My parents started working together when I was still in high school. Mom worked out of the house and Dad helped out on weekends. While I was in college he called it quits on sixty hour weeks of Corporate America and started dividing his time between consulting and working with my mother--both jobs which leave him padding around the house in cut-offs and flip-flops, "like some d*** hippie" according to Mom.
When they first started working together I was concerned because I thought spending that much extra time together might put a magnifying glass on all the little issues every couple has and turn them into a bonfire. They must have done something to keep those little issues in check, because there were two very strong personalities that could have exploded after prolonged exposure.
Maybe being together in a professional capacity helped make their relationship more balanced? Would their relationship be as tight if they had a passion for the same hobby or traveled the world together like other fifty-something couples? What does it take to keep a couple going once "Mom and Dad" are back to "husband and wife"?
Maybe it's not a matter of having something specific that ties them together after the kids leave--maybe it's really about having stayed connected all along, through the uncomfortable pregnancies, 3 am pukings, and teenage black-fingernail-polish phase. What is it that keeps couples together through that when it's not "for the sake of the children"?
There's a photo I have of my parents that has been my favorite for years in spite of the terrible fluorescent lighting and cropped talking heads. It's a close-up of my father getting in my mother's face with his mouth wide open in an intimidating growl, which she returns with a cheeky pucker-up and closed eyes. I love that photo because it is sooo Mom and Dad. There is so much personality and so much history in that tiny moment, more than I could ever understand.
Kids? What kids?
They aren't together "for the sake of the children" (a choice that friends of mine often resented growing up, saying they would be happier if their parents just got divorced already). They are together because they choose to be together. They aren't doing it for the kids, for finances, or for appearances. Waking up next to each other is a daily reminder that they still choose to be together after all these years.
It gives the cynics like me the hope that I will be in my own version of that photo one day.
I don't ever plan on having children, so "staying together after the kids are gone" is a non-issue for me.
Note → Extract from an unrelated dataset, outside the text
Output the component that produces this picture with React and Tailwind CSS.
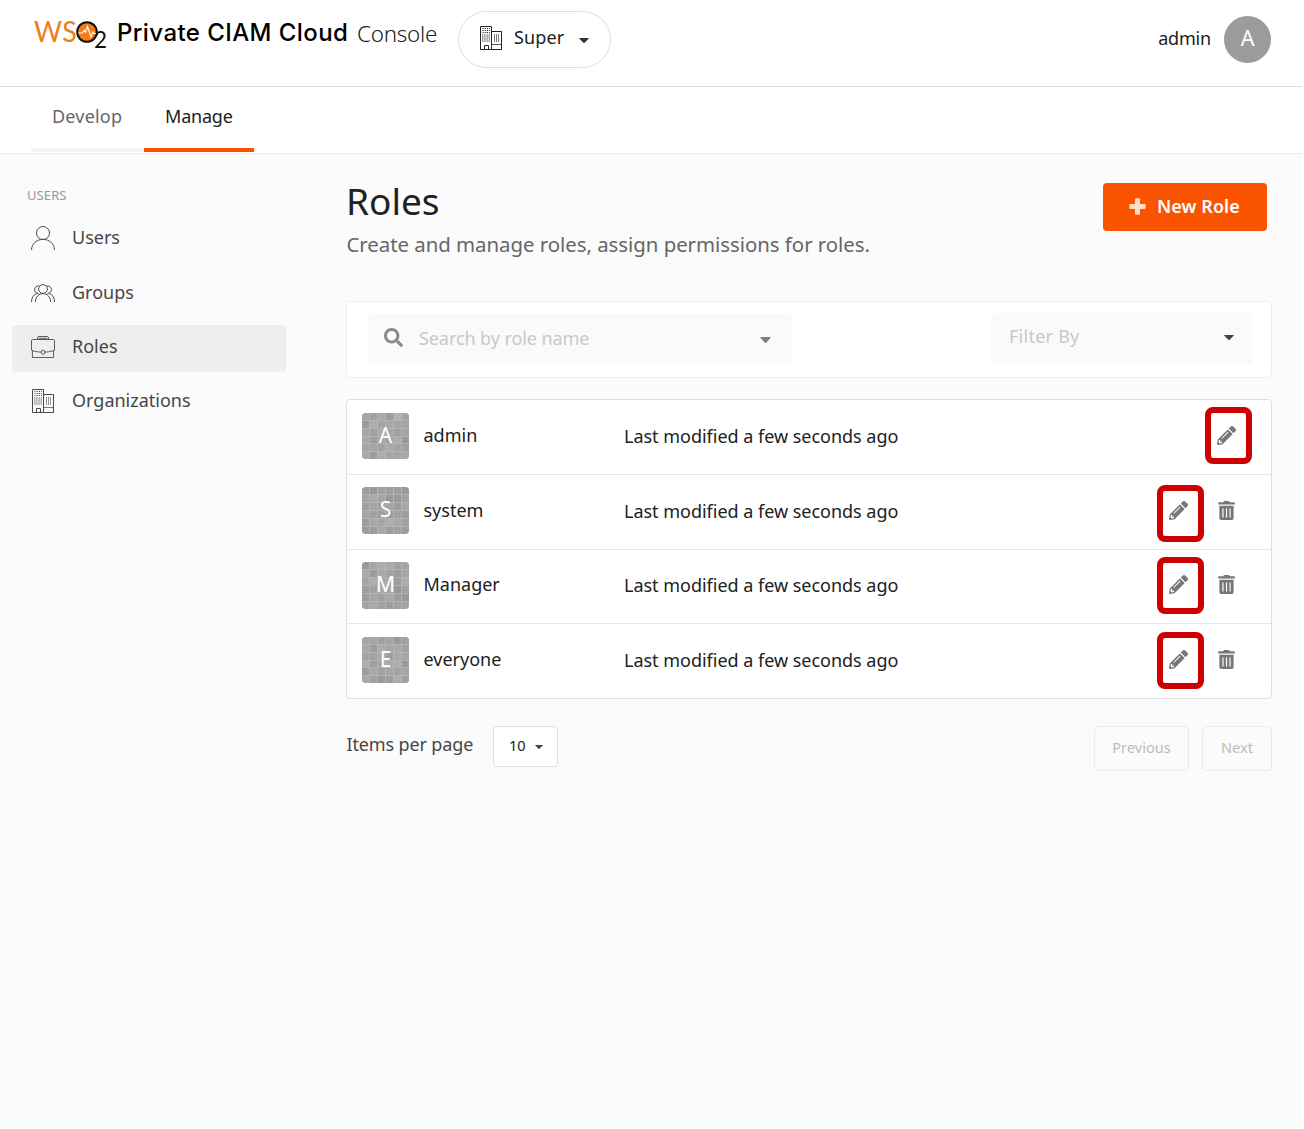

I do hope that when I find somebody that's willing to take me as I am and love me anyway, that it'll be just as great in 25 years as it is in the beginning.
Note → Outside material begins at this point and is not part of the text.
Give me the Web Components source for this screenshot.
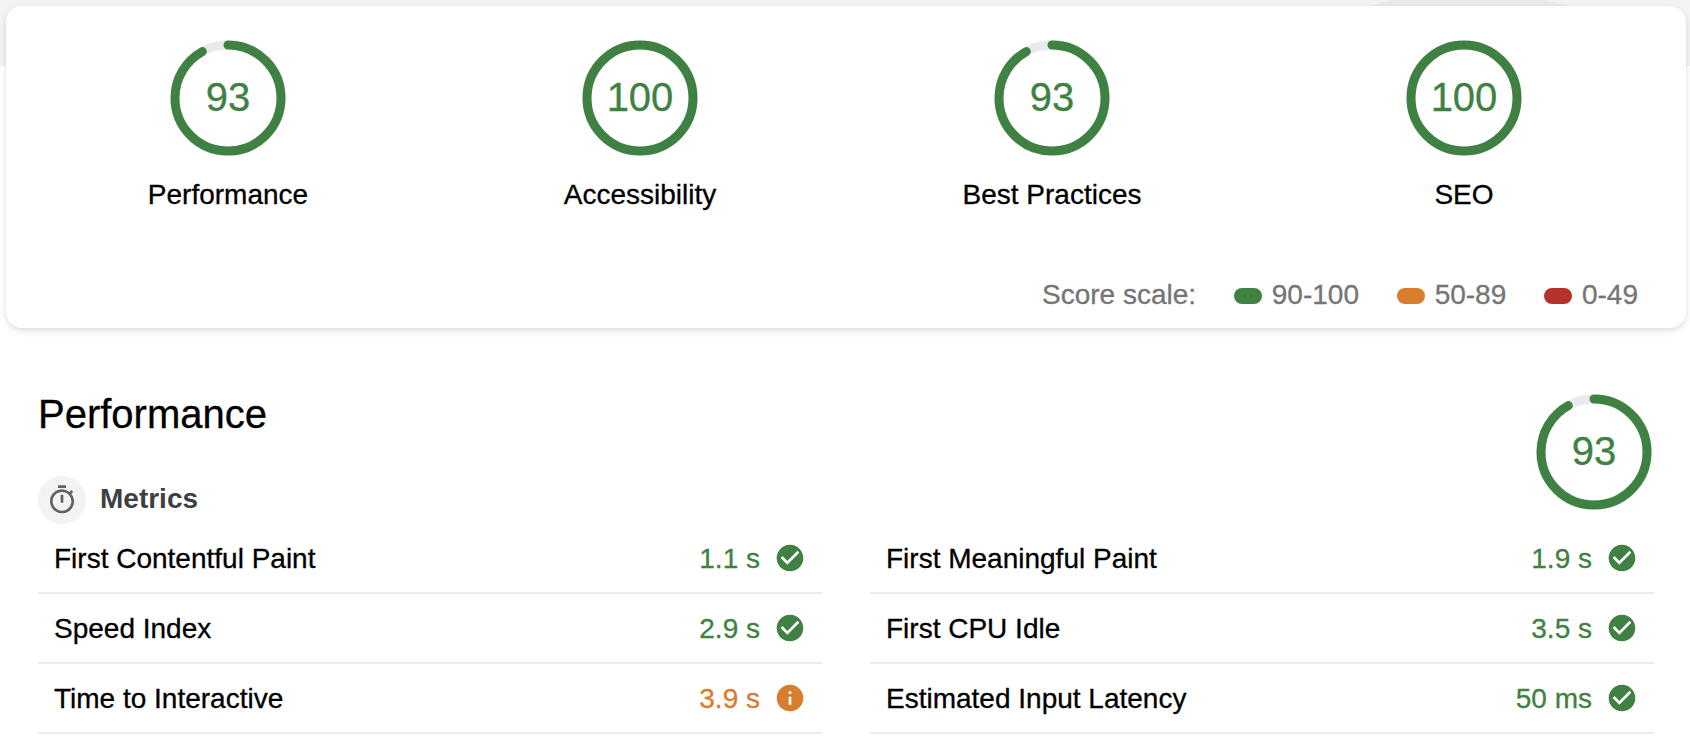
<!DOCTYPE html>
<html lang="en">
<head>
<meta charset="utf-8">
<title>Report</title>
<style>
html, body { margin: 0; height: 100%; }
body { font: 28px/32px "Liberation Sans", Arial, sans-serif; color: #000; background: #fff; overflow: hidden; -webkit-text-stroke: .3px; }
</style>
</head>
<body>
<report-page>
  <score-header>
    <score-gauge score="93">Performance</score-gauge>
    <score-gauge score="100">Accessibility</score-gauge>
    <score-gauge score="93">Best Practices</score-gauge>
    <score-gauge score="100">SEO</score-gauge>
    <score-scale slot="scale">
      <scale-range level="pass">90-100</scale-range>
      <scale-range level="average">50-89</scale-range>
      <scale-range level="fail">0-49</scale-range>
    </score-scale>
  </score-header>
  <report-category heading="Performance" group="Metrics">
    <score-gauge slot="gauge" score="93"></score-gauge>
    <metric-row value="1.1 s">First Contentful Paint</metric-row>
    <metric-row value="1.9 s">First Meaningful Paint</metric-row>
    <metric-row value="2.9 s">Speed Index</metric-row>
    <metric-row value="3.5 s">First CPU Idle</metric-row>
    <metric-row value="3.9 s" level="average">Time to Interactive</metric-row>
    <metric-row value="50 ms">Estimated Input Latency</metric-row>
  </report-category>
</report-page>
<script>
const define = (name, render) => customElements.define(name, class extends HTMLElement {
  constructor() { super(); this.attachShadow({ mode: 'open' }); }
  connectedCallback() { this.shadowRoot.innerHTML = render(this); }
});
const COLORS = { pass: '#3f8142', average: '#d87d2e', fail: '#b53129' };
const levelColor = el => COLORS[el.getAttribute('level') || 'pass'];

define('report-page', () => `
  <style>
    :host { display: block; position: relative; width: 1690px; height: 738px; box-sizing: border-box; padding: 6px 4px 0 6px; overflow: hidden; }
    .backdrop { position: absolute; z-index: -1; inset: 0 0 auto 0; height: 66px; background: #f1f3f4; overflow: hidden; }
    .backdrop svg { display: block; width: 1690px; height: 66px; }
  </style>
  <div class="backdrop"><svg viewBox="0 0 1690 66"><circle cx="1469" cy="322" r="331" fill="#e8eaed"/></svg></div>
  <slot></slot>`);

define('score-header', () => `
  <style>
    :host { display: flex; flex-direction: column; justify-content: space-between; height: 322px; box-sizing: border-box;
      padding: 34px 16px 17px; border-radius: 16px; background: #fff;
      box-shadow: 0 2px 4px rgba(0,0,0,.07), 0 3px 10px rgba(0,0,0,.07); }
    .gauges { display: grid; grid-template-columns: repeat(4, 412px); }
  </style>
  <div class="gauges"><slot></slot></div>
  <slot name="scale"></slot>`);

define('score-gauge', el => {
  const score = +el.getAttribute('score'), c = 2 * Math.PI * 53;
  const arc = score >= 100 ? '' : `stroke-linecap="round" stroke-dasharray="${c * score / 100 - 4} ${c}"`;
  return `
  <style>
    :host { display: flex; flex-direction: column; align-items: center; gap: 23px; }
    .dial { display: grid; place-items: center; width: 116px; height: 116px; }
    .dial > * { grid-area: 1 / 1; }
    svg { display: block; width: 116px; height: 116px; fill: none; stroke-width: 9px; }
    .num { font-size: 40px; line-height: 44px; margin-top: -2px; color: ${COLORS.pass}; }
  </style>
  <div class="dial">
    <svg viewBox="0 0 116 116"><circle cx="58" cy="58" r="53" stroke="#e8eaed"/>
      <circle cx="58" cy="58" r="53" stroke="${COLORS.pass}" ${arc} transform="rotate(-90 58 58)"/></svg>
    <span class="num">${score}</span>
  </div>
  <span><slot></slot></span>`;
});

define('score-scale', () => `
  <style>
    :host { display: flex; justify-content: flex-end; align-items: center; gap: 38px; padding-right: 32px; color: #757575; }
  </style>
  <span>Score scale:</span><slot></slot>`);

define('scale-range', el => `
  <style>
    :host { display: flex; align-items: center; gap: 9.7px; }
    i { width: 28px; height: 16px; border-radius: 8px; margin-top: 1px; background: ${levelColor(el)}; }
  </style>
  <i></i><span><slot></slot></span>`);

define('report-category', el => `
  <style>
    :host { display: block; padding: 63px 32px 0; }
    header { display: flex; justify-content: space-between; height: 133px; }
    h2 { margin: 0; font-size: 40px; line-height: 46px; font-weight: 400; }
    h3 { display: flex; align-items: center; gap: 14px; margin: 39px 0 0; font-size: 28px; line-height: 32px; color: #3c4043; -webkit-text-stroke: 0; }
    h3 .label { padding-bottom: 2px; }
    .badge { display: grid; place-items: center; width: 48px; height: 48px; border-radius: 50%; background: #f1f3f4; }
    .badge svg { width: 32px; height: 32px; fill: #5f6368; }
    .gauge { padding: 3px 2px 0 0; }
    .metrics { display: grid; grid-template-columns: repeat(2, 784px); column-gap: 48px; }
  </style>
  <header>
    <div><h2>${el.getAttribute('heading')}</h2>
      <h3><span class="badge"><svg viewBox="0 0 24 24"><path d="M15 1H9v2h6V1zm-4 13h2V8h-2v6zm8.03-6.61l1.42-1.42c-.43-.51-.9-.99-1.41-1.41l-1.42 1.42A8.962 8.962 0 0 0 12 4c-4.97 0-9 4.03-9 9s4.02 9 9 9a8.994 8.994 0 0 0 7.03-14.61zM12 20c-3.87 0-7-3.13-7-7s3.13-7 7-7 7 3.13 7 7-3.13 7-7 7z"/></svg></span><span class="label">${el.getAttribute('group')}</span></h3></div>
    <div class="gauge"><slot name="gauge"></slot></div>
  </header>
  <div class="metrics"><slot></slot></div>`);

define('metric-row', el => `
  <style>
    :host { display: flex; align-items: center; height: 70px; box-sizing: border-box; padding: 0 16px; border-bottom: 2px solid #ebebeb; }
    span { padding-top: 2px; }
    .name { flex: 1; }
    .value { color: ${levelColor(el)}; }
    svg { width: 32px; height: 32px; margin-left: 14px; fill: ${levelColor(el)}; }
  </style>
  <span class="name"><slot></slot></span><span class="value">${el.getAttribute('value')}</span>
  <svg viewBox="0 0 24 24"><path d="M12 2C6.48 2 2 6.48 2 12s4.48 10 10 10 10-4.48 10-10S17.52 2 12 2z${el.getAttribute('level') === 'average'
    ? 'm1 15h-2v-6h2v6zm0-8h-2V7h2v2z' : 'm-2 15l-5-5 1.41-1.41L10 14.17l7.59-7.59L19 8l-9 9z'}"/></svg>`);
</script>
</body>
</html>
My mother and stepfather work together, live together, and do just about every tiny little thing together. At first I thought it was a little unhealthy to spend that much time with somebody, but according to my mother the reason why is because they just can't get enough of each other and don't need any outside stimulation. It works for them, so who am I to judge?
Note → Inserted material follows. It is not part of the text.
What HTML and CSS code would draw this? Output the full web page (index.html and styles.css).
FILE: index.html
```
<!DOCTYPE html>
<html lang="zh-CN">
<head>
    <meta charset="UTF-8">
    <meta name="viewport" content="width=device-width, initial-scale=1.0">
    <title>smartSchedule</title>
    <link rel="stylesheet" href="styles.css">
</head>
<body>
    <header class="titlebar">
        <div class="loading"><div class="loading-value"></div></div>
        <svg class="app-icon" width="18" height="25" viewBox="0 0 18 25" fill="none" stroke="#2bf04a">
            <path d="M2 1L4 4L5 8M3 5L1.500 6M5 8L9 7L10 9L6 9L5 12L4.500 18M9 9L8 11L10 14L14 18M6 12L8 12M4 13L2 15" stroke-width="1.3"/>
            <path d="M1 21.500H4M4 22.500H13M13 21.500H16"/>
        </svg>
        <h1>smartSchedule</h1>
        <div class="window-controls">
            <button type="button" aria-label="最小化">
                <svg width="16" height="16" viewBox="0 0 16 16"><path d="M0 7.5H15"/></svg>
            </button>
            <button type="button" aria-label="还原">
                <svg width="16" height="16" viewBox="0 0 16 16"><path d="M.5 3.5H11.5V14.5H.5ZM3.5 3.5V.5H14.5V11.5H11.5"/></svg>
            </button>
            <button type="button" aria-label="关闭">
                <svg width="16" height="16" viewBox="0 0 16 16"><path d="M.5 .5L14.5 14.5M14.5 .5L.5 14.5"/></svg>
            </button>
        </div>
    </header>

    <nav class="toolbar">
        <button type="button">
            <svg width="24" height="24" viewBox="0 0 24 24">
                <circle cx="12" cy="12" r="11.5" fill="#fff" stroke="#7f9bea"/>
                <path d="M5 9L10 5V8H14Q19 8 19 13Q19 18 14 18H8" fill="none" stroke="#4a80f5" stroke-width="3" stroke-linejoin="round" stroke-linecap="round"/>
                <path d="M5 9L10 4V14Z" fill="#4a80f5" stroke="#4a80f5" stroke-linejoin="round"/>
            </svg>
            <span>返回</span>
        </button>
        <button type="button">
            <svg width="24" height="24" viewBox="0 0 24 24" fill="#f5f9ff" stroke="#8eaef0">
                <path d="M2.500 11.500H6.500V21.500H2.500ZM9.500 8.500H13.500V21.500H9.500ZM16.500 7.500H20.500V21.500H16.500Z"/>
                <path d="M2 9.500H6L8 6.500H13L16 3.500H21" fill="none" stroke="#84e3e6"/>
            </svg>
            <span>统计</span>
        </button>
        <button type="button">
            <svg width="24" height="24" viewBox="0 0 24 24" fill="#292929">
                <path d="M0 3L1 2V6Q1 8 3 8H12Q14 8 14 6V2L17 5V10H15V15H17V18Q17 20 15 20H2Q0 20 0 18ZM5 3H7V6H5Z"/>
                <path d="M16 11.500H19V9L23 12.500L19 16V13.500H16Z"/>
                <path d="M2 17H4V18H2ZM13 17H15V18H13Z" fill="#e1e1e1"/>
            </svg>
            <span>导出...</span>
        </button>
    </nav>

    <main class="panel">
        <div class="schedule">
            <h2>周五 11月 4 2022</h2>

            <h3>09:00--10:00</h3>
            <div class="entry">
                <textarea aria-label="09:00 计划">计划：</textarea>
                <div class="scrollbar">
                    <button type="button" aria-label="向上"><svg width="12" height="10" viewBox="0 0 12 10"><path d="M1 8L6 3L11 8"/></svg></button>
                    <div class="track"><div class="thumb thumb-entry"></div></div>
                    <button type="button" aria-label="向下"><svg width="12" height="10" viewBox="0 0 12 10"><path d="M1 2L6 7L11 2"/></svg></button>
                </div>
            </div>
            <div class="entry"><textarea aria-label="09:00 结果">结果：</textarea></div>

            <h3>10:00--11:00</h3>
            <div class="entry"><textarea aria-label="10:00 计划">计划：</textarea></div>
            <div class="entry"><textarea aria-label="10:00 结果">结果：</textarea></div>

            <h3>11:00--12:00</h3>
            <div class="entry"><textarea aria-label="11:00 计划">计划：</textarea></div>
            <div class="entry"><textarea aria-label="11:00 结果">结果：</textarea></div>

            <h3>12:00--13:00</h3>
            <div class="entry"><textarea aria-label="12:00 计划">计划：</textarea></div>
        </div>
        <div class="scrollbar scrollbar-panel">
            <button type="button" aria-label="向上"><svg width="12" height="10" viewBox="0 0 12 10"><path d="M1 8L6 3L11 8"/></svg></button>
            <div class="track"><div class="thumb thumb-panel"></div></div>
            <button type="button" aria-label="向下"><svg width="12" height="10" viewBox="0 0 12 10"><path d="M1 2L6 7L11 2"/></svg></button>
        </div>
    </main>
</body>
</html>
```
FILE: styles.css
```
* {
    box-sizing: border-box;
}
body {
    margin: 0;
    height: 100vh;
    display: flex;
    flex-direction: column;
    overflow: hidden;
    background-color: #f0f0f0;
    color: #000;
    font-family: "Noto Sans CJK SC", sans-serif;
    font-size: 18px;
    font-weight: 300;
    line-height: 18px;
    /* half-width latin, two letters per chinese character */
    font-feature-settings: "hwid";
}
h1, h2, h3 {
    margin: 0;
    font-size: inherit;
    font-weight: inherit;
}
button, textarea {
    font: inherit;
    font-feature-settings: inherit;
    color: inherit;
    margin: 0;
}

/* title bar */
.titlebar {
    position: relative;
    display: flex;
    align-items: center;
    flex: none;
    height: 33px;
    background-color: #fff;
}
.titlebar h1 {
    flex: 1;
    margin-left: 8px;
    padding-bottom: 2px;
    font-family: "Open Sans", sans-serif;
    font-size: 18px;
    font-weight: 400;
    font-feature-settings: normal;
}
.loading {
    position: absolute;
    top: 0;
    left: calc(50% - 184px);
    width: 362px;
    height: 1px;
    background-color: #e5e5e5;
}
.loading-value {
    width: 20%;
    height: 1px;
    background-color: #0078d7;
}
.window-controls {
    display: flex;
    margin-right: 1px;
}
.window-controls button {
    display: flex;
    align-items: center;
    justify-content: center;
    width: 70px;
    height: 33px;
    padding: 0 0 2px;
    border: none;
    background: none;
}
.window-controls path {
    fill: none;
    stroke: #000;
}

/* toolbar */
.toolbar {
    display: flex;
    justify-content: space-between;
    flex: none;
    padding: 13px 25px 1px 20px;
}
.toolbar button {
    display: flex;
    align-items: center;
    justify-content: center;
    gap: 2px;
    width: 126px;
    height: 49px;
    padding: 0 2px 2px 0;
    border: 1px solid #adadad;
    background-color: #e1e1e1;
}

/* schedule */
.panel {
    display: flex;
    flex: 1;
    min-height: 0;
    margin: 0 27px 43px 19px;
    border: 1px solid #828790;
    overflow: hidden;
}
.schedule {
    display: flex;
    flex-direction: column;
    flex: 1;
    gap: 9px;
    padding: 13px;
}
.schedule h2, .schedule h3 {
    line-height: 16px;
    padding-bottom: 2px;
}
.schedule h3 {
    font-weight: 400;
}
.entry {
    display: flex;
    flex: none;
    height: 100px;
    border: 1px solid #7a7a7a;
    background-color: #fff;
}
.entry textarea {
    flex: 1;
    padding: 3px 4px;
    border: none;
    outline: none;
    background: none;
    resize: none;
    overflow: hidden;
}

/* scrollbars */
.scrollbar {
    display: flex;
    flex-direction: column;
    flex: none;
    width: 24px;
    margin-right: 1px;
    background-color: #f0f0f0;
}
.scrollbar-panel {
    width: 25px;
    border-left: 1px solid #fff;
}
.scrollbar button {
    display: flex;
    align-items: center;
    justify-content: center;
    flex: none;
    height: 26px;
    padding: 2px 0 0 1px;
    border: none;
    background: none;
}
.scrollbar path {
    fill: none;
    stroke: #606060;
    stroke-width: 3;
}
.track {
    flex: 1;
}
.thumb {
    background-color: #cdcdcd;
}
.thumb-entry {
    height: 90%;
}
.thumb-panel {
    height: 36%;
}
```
Posted by: Becca | October 17, 2007 at 02:56 AM
Vix, I've got your number, grrrl. You're no cynic. You're a :::gasp::: romantic! (Promise I won't tell.)
Posted by: Margo Z | October 17, 2007 at 01:38 PM
Sadly, many times when a couple is together, what connects them are the children. Possibly unknowingly, the couple have gotten 'comfortable' in the routine of their lives and their focus on their children is key that when the children are gone they are each forced to face each other and any problems that may have been masked by more 'important' things on their list of priorities. Then they're forced to accept that these issues must be remedied for the sake of each others happiness and in some cases sanity. While the relationship may still be salvaged many may feel that it is only time wasted (from lack of love or desire to fight/work for the success of the relationship) and decide to move on without the other. The decision to separate is much easier made without having to add the effect of it on the children or their upbringing as a variable. Some people prefer the easy way out.
Posted by: Astryd | October 17, 2007 at 02:27 PM
That is completely adorable. Things like that give me hope that maybe I will have a relationship of my own like that one day. My parents are in the category as "still together for the sake of the children". My mother does not particularly enjoy my father's company and my father does not particularly enjoy most of the things my mother enjoys. He stays in his room and she stays in her room, though they sleep in the same bed. They have been together for 20 or so years.
Posted by: Cynthia | October 17, 2007 at 03:30 PM
I'm with the two above me. My folks split after the youngest left the nest. They were just to lazy to make it work, or lost the will to make it work.
Posted by: Justin | October 17, 2007 at 08:05 PM
Hello again, I am not sure how much this applies since I have yet to have a child with my current sig. other. I do have a son from previous...I know that in my current relationship it wasn't the children that would keep us together. Funny thing is, when we go out to have some alone romantic time, we talk about my son! It is rather funny because once you become a parent your WHOLE life is totally changed. Anyways, that is sort of beyond the scope of this topic. All I know is that Matt and I are a perfect fit, kids or no kids. I hope it always stays that way =)
Posted by: Joanna | October 18, 2007 at 03:16 PM
Speaking as someone with over 30 years with the same partner, staying together is 50% hard work and commitment and the other 50% is luck.
In the beginning, people are attracted to each other because they fill some unmet deep-seated need in the other.
The hard work comes in really putting your relationship first and striving to be the best partner you can be.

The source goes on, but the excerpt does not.